1940-44: I was deported to Auschwitz in 1944 [and soon after was selected for deportation to the Plaszow concentration camp]. Later, at the Reichenbach camp I was crammed in an open cattle car with 150 living skeletons headed for another concentration camp. One by one they fell down and were trampled. After half died, it was possible to sit on the dead. Someone fell on me--he was dying. I hadn't had any food or water in four days. With all my remaining strength I pushed the body off and fell on top of him. He tried to push me away, but we were both too weak. In a final effort, he bit my leg and then died.

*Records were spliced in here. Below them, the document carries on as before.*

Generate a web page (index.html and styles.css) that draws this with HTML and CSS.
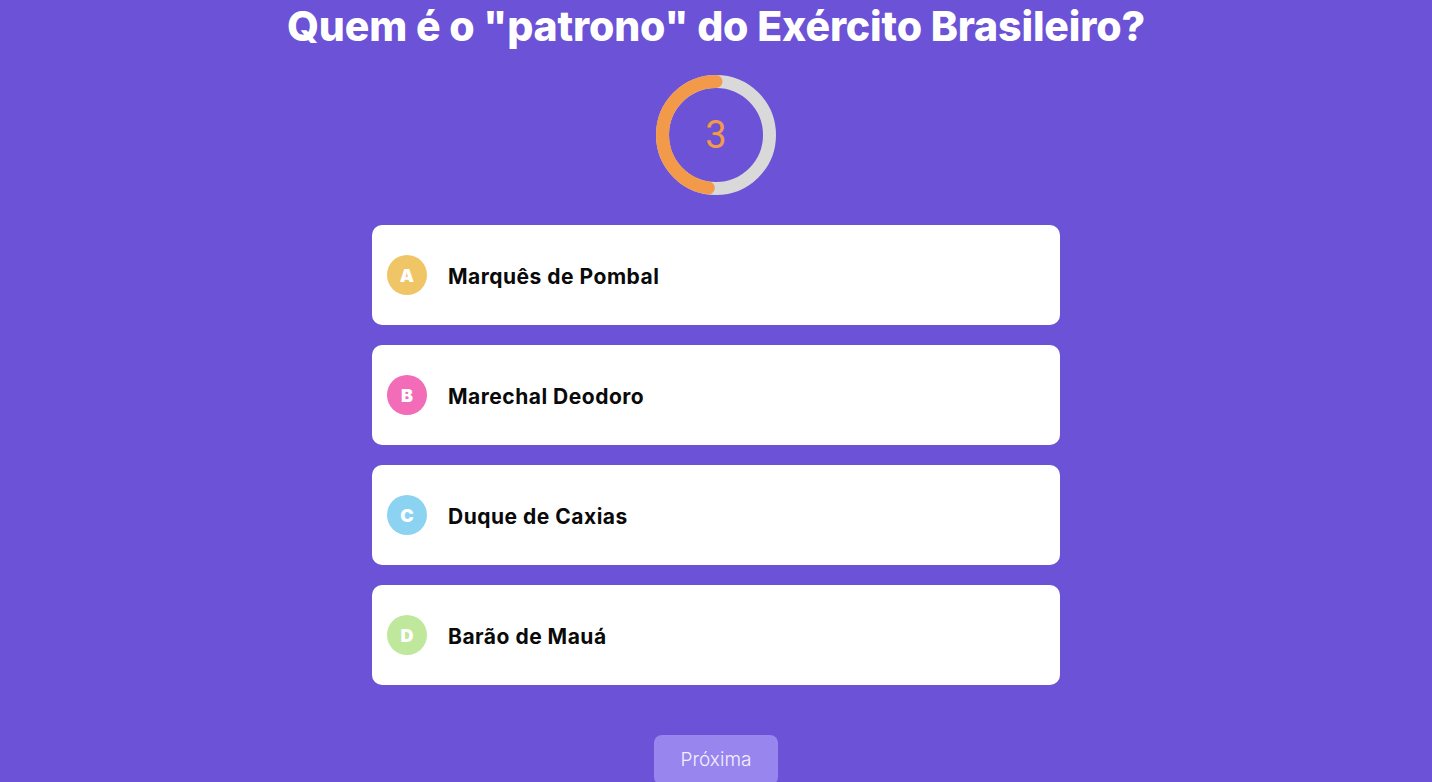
FILE: index.html
```html
<!DOCTYPE html>
<html lang="pt-BR">
<head>
<meta charset="utf-8">
<title>Quiz</title>
<link rel="stylesheet" href="styles.css">
</head>
<body>
<main class="quiz">
  <h1 class="question">Quem é o "patrono" do Exército Brasileiro?</h1>
  <div class="timer">
    <svg class="timer-ring" width="120" height="120" viewBox="0 0 120 120">
      <circle cx="60" cy="60" r="53.5" fill="none" stroke="#d9d9d9" stroke-width="13"/>
      <circle cx="60" cy="60" r="53.5" fill="none" stroke="#f2994a" stroke-width="13" stroke-linecap="round" stroke-dasharray="160 400" transform="translate(120 0) scale(-1 1) rotate(-90 60 60)"/>
    </svg>
    <span class="timer-value">3</span>
  </div>
  <ul class="options">
    <li class="option"><span class="badge badge-a">A</span><span class="option-text">Marquês de Pombal</span></li>
    <li class="option"><span class="badge badge-b">B</span><span class="option-text">Marechal Deodoro</span></li>
    <li class="option"><span class="badge badge-c">C</span><span class="option-text">Duque de Caxias</span></li>
    <li class="option"><span class="badge badge-d">D</span><span class="option-text">Barão de Mauá</span></li>
  </ul>
  <button class="next">Próxima</button>
</main>
</body>
</html>
```
FILE: styles.css
```css
* { box-sizing: border-box; }
html, body {
  margin: 0;
  padding: 0;
  background: #6b52d6;
  height: 100%;
  overflow: hidden;
}
body {
  font-family: "Inter", "Open Sans", sans-serif;
}
.quiz {
  display: flex;
  flex-direction: column;
  align-items: center;
}
.question {
  margin: 0;
  padding-top: 1px;
  height: 55px;
  color: #fff;
  font-size: 41px;
  font-weight: 800;
  line-height: 50px;
  letter-spacing: -0.15px;
  text-align: center;
}
.timer {
  position: relative;
  width: 120px;
  height: 120px;
  margin-top: 20px;
}
.timer-ring { display: block; }
.timer-value {
  position: absolute;
  inset: 0;
  display: flex;
  align-items: center;
  justify-content: center;
  color: #f2994a;
  font-family: "Roboto", sans-serif;
  font-weight: 400;
  font-size: 38px;
}
.options {
  list-style: none;
  margin: 30px 0 0;
  padding: 0;
  width: 688px;
  display: flex;
  flex-direction: column;
  gap: 20px;
}
.option {
  height: 100px;
  background: #fff;
  border-radius: 10px;
  display: flex;
  align-items: center;
  padding-left: 15px;
}
.badge {
  width: 40px;
  height: 40px;
  border-radius: 50%;
  display: flex;
  align-items: center;
  justify-content: center;
  color: #fff;
  font-weight: 900;
  font-size: 18px;
  margin-right: 21px;
}
.badge-a { background: #f0c566; }
.badge-b { background: #f26cb8; }
.badge-c { background: #8cd3f2; }
.badge-d { background: #bfe89c; }
.option-text {
  color: #0a0a0a;
  font-weight: 700;
  font-size: 21px;
  letter-spacing: 0.5px;
  line-height: 1;
  padding-top: 2px;
}
.next {
  margin-top: 50px;
  width: 124px;
  height: 50px;
  padding: 0 0 2px;
  border: none;
  border-radius: 8px;
  background: #9885ee;
  color: #f3f0ff;
  font-family: "Inter", sans-serif;
  font-weight: 300;
  font-size: 19px;
}
```
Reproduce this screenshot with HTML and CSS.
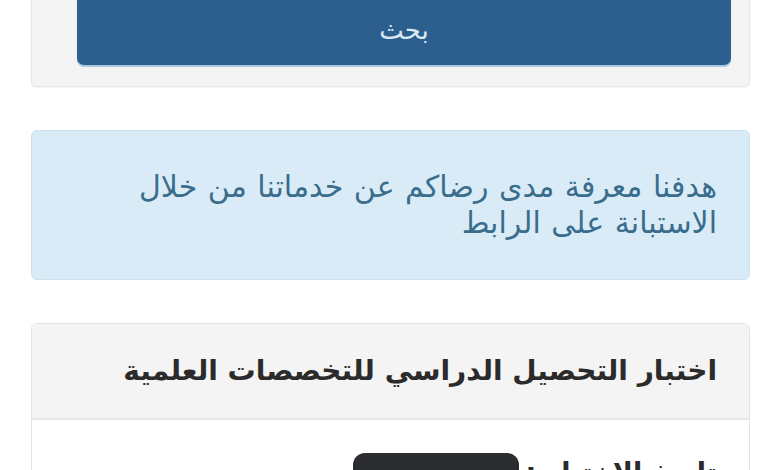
FILE: index.html
```html
<!DOCTYPE html>
<html lang="ar" dir="rtl">
<head>
<meta charset="utf-8">
<link rel="stylesheet" href="styles.css">
</head>
<body>
<div class="page">
  <div class="well">
    <div class="btn">بحث</div>
  </div>
  <div class="alert">هدفنا معرفة مدى رضاكم عن خدماتنا من خلال الاستبانة على الرابط</div>
  <div class="panel">
    <div class="panel-heading">اختبار التحصيل الدراسي للتخصصات العلمية</div>
    <div class="panel-body">
      <span class="label">تاريخ الاختبار :</span>
      <span class="badge"></span>
    </div>
  </div>
</div>
</body>
</html>
```
FILE: styles.css
```css
html, body {
  margin: 0;
  padding: 0;
  background: #ffffff;
  overflow: hidden;
}
body {
  width: 780px;
  height: 470px;
  font-family: "DejaVu Sans", sans-serif;
}
.page {
  padding: 0 30px 0 31px;
}
.well {
  margin-top: -21px;
  background: #f4f4f4;
  border: 1px solid #e6e6e6;
  border-top: none;
  border-radius: 0 0 5px 5px;
  padding: 0 18px 21px 45px;
  box-shadow: 0 1px 2px rgba(0,0,0,0.05);
}
.btn {
  background: #2c5f8e;
  color: #dbe9f5;
  border-radius: 0 0 7px 7px;
  box-shadow: 0 2px 1px #a9c6df;
  text-align: center;
  font-size: 26px;
  line-height: 40px;
  padding: 31px 0 15px;
}
.alert {
  margin-top: 43px;
  background: #d8ebf7;
  border: 1px solid #cbe2ef;
  border-radius: 6px;
  color: #3a6d8c;
  font-size: 30px;
  line-height: 36px;
  word-spacing: 1px;
  padding: 38px 32px 38px 100px;
  height: 72px;
}
.panel {
  margin-top: 43px;
  border: 1px solid #e3e3e3;
  border-radius: 6px 6px 0 0;
  height: 200px;
}
.panel-heading {
  background: #f4f4f4;
  border-bottom: 2px solid #e6e6e6;
  border-radius: 6px 6px 0 0;
  color: #2b2b2b;
  font-weight: bold;
  font-size: 28px;
  line-height: 36px;
  padding: 29px 32px 29px 20px;
}
.panel-body {
  display: flex;
  align-items: flex-start;
  gap: 6px;
  padding: 33px 32px 0 20px;
}
.label {
  font-weight: bold;
  font-size: 27px;
  line-height: 40px;
  color: #2b2b2b;
}
.badge {
  display: block;
  width: 166px;
  height: 40px;
  background: #2a2c2f;
  border-radius: 12px;
}
```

David was one of three who survived the seven-day trip to the Dachau camp. He was freed near Innsbruck, Austria, in May 1945 and emigrated to the United States in 1947.

 
 
 
  Selma (Wijnberg) Engel
Born 1922
Groningen, the Netherlands



Describes deportation to Sobibor

We went three days and three nights to Sobibor. Uh, when we stopped sometimes the train, in every freight wagon is a little window on top, and everybody tried to look through it, so when you had chance to look through it, and you saw people was, was standing like, and they did like that, and we thought they were just an...anti-Jews, and they know we, we Jews didn't like us, but we had no idea that they told us that we go to our death. And, every time when the train stopped, the Germans start shooting on top of the train, and with dogs around us, and it was very panicky, and, uh, it was very scary, and we hope, you know, we, we girls, we really stuck together, and we helped each other to stay a little bit in good mood. After three days and three nights, we thought we were in Russia, everybody looked so poor, and, uh, we had no idea where we were, and then we come on and we see the big sign, Sobibor, and when we came in, everything looks very nice, little windows and flowers and, and, uh, the houses were painted green and red, and, it, it looks very nice, and when they opened the doors, these big doors that we had to go out, they start screaming and hitting with the whips, and, uh, we had to go out and out, and, all, all the people, and there was a little trolley, a little wagon what, uh, the coal miners use that goes, you can, uh, uh, rip it open that people can easy go out, so all the people that couldn't walk, they throwed them in there, and also children what got lost from their parents, they had to go in the trolley, and this trolley went straight to the gas chamber.